What you will do –
Find how many lines hold the word "code" and give that number only.

Data shown –
·····

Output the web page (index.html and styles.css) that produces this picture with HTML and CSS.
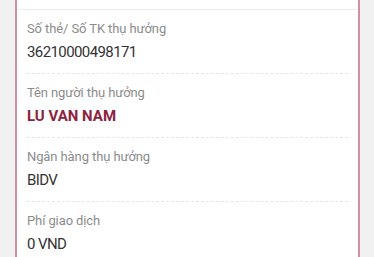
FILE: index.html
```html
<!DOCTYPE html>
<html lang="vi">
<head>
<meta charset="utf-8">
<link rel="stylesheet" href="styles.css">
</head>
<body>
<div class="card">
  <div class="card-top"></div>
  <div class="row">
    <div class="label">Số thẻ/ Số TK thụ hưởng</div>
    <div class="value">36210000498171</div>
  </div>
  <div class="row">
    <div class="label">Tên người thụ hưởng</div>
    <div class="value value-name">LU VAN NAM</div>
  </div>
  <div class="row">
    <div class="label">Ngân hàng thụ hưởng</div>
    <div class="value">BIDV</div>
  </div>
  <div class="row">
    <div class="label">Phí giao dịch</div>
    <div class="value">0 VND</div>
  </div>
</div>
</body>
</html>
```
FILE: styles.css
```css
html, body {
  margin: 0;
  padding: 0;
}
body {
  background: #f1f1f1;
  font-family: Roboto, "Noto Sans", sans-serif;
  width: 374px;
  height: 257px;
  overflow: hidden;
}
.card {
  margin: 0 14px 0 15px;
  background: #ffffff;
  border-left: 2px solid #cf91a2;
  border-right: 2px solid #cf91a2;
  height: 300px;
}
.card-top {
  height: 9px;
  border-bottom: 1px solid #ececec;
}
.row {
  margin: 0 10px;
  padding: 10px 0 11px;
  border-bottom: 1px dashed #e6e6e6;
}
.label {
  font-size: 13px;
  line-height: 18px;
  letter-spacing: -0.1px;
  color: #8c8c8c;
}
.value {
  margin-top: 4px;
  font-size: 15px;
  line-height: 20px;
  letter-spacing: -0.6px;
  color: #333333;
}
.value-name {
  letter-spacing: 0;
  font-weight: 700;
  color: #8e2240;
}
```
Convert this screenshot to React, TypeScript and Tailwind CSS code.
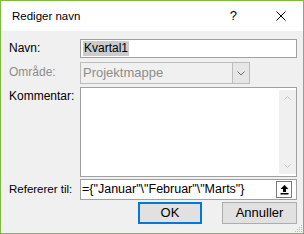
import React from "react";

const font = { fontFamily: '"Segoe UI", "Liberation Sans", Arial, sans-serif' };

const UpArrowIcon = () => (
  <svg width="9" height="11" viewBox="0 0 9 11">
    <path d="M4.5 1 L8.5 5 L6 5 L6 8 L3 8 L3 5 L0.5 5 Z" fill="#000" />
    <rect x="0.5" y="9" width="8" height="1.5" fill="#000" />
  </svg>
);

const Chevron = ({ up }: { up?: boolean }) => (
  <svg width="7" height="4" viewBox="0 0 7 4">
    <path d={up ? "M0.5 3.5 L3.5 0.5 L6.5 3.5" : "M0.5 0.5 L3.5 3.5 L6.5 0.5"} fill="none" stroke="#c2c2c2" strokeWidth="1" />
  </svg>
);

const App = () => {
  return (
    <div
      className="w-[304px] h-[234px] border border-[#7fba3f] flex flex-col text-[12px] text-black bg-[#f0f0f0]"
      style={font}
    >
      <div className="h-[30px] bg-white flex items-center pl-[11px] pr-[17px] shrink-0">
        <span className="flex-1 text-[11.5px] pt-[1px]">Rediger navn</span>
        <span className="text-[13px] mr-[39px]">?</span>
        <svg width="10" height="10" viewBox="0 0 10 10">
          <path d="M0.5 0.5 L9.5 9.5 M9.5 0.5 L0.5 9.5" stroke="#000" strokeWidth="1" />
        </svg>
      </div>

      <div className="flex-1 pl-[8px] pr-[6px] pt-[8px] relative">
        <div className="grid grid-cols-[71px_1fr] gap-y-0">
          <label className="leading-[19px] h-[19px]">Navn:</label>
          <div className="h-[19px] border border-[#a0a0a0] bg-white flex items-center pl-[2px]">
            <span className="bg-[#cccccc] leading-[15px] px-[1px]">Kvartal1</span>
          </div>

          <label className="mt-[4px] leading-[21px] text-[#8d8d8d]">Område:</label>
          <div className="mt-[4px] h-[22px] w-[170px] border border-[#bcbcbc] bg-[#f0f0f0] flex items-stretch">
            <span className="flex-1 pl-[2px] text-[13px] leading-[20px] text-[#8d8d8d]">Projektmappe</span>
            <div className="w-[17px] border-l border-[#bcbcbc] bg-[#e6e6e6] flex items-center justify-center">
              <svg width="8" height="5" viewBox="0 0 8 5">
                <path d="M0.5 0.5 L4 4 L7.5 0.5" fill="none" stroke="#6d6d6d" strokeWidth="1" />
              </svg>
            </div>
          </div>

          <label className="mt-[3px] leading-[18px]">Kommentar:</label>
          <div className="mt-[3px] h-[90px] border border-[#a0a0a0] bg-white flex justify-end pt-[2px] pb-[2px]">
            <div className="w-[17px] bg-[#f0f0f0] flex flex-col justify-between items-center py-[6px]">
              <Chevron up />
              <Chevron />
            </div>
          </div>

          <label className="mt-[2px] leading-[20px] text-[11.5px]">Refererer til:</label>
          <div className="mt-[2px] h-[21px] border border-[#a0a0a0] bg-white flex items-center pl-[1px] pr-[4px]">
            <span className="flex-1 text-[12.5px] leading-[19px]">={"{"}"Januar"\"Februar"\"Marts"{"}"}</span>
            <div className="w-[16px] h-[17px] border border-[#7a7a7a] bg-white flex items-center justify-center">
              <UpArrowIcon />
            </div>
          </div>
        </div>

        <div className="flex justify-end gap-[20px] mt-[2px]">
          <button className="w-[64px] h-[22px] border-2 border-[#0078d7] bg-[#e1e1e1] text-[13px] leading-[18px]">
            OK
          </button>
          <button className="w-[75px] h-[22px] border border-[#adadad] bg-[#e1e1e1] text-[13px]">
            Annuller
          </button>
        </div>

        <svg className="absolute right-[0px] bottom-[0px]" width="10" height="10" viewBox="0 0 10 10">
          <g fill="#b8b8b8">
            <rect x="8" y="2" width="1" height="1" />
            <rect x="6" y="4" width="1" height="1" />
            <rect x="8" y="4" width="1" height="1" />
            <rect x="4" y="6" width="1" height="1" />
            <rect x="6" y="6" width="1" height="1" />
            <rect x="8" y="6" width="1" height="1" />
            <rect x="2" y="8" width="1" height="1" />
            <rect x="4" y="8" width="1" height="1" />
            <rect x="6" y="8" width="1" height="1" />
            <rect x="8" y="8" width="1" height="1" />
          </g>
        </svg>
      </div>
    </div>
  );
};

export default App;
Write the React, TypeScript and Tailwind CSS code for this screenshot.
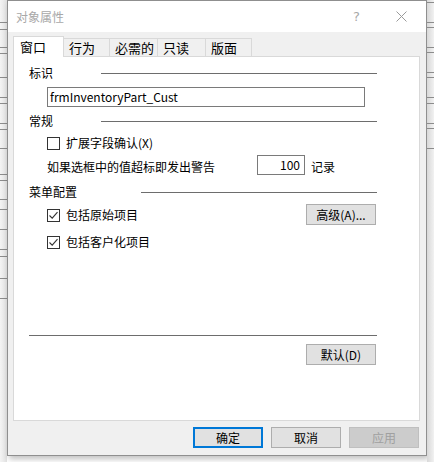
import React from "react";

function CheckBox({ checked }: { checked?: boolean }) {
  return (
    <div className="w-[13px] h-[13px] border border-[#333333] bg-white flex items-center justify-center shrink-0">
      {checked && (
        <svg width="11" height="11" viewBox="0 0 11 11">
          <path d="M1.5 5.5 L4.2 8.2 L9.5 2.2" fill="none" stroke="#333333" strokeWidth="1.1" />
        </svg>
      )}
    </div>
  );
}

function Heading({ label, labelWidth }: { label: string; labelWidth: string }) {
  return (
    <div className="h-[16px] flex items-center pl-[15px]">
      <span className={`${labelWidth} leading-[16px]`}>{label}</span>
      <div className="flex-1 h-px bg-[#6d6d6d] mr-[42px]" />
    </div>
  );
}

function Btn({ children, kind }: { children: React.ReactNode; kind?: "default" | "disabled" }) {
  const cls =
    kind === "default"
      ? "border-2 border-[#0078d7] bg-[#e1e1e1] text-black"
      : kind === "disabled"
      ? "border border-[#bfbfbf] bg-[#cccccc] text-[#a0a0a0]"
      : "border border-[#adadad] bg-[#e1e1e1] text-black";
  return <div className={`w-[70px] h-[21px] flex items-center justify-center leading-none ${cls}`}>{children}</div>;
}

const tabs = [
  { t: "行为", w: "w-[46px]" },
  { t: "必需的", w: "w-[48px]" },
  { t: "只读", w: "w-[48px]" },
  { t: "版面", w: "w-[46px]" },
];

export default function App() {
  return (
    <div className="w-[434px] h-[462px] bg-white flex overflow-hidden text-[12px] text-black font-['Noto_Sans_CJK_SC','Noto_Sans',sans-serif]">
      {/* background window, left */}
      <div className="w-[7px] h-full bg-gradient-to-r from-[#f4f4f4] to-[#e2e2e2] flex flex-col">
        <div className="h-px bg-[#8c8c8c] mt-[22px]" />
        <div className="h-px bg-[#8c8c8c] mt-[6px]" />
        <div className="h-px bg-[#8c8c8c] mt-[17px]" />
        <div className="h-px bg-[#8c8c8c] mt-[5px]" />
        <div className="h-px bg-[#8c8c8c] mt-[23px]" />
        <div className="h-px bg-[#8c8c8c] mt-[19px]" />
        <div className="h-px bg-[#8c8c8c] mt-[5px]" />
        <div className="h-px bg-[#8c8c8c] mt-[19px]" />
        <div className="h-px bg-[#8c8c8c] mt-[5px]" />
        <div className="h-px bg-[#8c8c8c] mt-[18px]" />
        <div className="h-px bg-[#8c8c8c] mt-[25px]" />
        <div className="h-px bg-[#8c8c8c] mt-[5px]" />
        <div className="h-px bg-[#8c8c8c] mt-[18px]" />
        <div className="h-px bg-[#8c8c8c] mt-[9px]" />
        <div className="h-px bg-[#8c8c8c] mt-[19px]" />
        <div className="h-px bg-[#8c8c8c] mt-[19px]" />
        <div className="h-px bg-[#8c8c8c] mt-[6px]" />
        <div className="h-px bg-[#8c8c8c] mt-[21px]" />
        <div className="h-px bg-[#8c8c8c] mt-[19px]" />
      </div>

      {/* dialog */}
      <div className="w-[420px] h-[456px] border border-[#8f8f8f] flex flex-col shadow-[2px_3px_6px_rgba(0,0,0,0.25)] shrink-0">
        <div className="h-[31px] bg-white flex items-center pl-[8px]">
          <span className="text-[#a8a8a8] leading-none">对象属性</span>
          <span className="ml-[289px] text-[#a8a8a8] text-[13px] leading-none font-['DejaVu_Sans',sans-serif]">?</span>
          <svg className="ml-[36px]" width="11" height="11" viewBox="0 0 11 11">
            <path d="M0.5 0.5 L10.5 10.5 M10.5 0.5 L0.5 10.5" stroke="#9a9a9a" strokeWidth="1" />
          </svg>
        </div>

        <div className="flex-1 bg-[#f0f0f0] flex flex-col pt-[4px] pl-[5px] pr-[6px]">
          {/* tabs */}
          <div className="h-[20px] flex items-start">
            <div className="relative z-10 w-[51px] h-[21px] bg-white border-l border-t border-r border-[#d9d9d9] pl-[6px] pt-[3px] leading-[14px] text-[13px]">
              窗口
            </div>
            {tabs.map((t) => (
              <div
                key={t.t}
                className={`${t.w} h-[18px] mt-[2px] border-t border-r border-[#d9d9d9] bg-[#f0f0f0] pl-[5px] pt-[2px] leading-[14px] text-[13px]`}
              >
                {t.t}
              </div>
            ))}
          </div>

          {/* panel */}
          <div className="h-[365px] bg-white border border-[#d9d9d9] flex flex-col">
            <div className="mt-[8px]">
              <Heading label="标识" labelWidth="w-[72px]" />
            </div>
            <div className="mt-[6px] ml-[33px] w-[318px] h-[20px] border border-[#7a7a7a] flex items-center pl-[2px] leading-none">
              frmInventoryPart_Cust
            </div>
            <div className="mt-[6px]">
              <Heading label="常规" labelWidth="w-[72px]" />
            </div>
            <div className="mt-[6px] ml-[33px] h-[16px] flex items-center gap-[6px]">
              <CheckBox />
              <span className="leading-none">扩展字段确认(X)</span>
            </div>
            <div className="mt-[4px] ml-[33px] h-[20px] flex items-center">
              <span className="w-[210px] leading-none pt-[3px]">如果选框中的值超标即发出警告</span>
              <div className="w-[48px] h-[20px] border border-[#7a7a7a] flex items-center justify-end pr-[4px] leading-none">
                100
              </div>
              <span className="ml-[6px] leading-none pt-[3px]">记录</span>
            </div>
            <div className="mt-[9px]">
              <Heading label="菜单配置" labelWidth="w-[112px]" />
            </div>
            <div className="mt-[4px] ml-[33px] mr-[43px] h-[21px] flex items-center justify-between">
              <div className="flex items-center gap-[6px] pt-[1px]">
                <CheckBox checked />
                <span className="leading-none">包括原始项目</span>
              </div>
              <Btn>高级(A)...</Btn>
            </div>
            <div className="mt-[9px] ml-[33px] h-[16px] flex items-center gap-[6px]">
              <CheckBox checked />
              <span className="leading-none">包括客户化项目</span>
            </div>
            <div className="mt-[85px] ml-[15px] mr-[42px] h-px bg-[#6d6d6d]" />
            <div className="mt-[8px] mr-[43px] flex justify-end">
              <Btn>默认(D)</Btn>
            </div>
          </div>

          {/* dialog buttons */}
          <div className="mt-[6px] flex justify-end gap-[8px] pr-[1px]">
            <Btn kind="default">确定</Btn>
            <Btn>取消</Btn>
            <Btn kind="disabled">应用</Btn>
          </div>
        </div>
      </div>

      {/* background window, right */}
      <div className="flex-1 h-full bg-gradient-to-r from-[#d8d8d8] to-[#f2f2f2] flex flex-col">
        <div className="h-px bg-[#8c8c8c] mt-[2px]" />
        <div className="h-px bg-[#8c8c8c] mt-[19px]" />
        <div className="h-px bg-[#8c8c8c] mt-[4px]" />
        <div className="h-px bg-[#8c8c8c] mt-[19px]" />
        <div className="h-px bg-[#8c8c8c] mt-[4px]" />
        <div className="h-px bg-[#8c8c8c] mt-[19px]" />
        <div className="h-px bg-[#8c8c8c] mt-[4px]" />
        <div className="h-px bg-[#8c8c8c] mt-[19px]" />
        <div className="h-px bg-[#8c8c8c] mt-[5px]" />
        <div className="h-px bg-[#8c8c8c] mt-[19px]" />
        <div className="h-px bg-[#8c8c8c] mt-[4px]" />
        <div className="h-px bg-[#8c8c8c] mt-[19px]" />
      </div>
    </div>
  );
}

·····

Right answer –
2